Opinion, Berkeley Blogs

Lets party like it's Baktun 13 (or the end of the world)

By Rosemary Joyce

Take your pick.

We can all join what the New York Times assures us is a general panic sweeping across Russia (Russia? Really?).

Or we can enjoy the dry humor of Australia's Prime Minister, Julia Gillard, who announced in a widely reproduced comedic video that the end of the world is coming this month.

What we can't do, apparently, is ignore the hype that claims that the Maya who lived in city states in Mexico and Central America a little more than a thousand years ago predicted that the end of the world will come this month: December 21, to be precise.
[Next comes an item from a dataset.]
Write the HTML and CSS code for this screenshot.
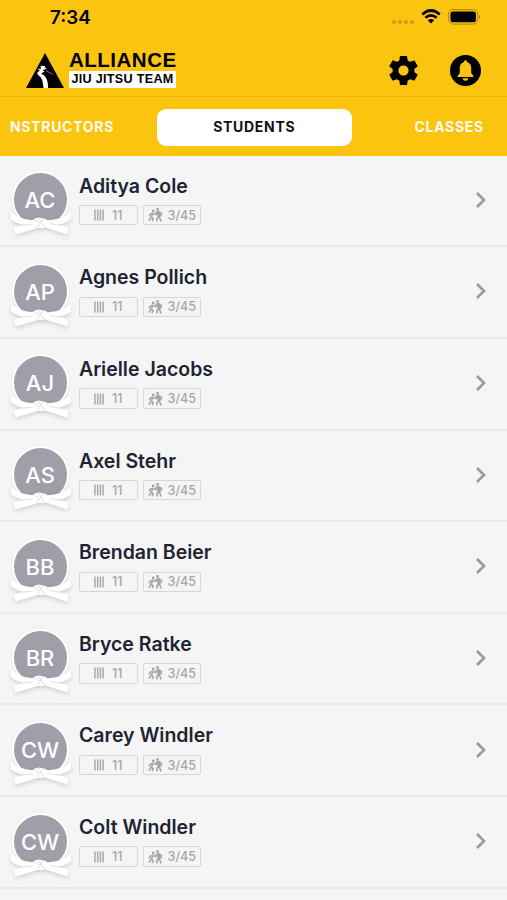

I could try to follow in the footsteps of NASA, and reassure you:

Just as the calendar you have on your kitchen wall does not cease to exist after December 31, the Mayan calendar does not cease to exist on December 21, 2012. This date is the end of the Mayan long-count period but then -- just as your calendar begins again on January 1 -- another long-count period begins for the Mayan calendar.

But I have a couple of objections to this well-intentioned FAQ, as a professor specializing in Central American archaeology.

First: December 21, 2012 is NOT the end of "the Mayan long-count period".

It's the end of the current baktun.

I recognize that probably I wasn't too helpful there. So let's try explaining what will happen in the calendar system used by the Maya from long before the Spanish arrived.

Start with that phrase I objected to on the NASA website: "Long Count" (usually capitalized by professionals). This refers to a continuous count of individual days, that started with a fixed point in what to us is the year 3114 BCE. The Long Count allows the precise placement of any date in a single never-ending time frame-- the same goal achieved by the use of the Common Era calendar that let's me say I am writing this on December 10, 2012.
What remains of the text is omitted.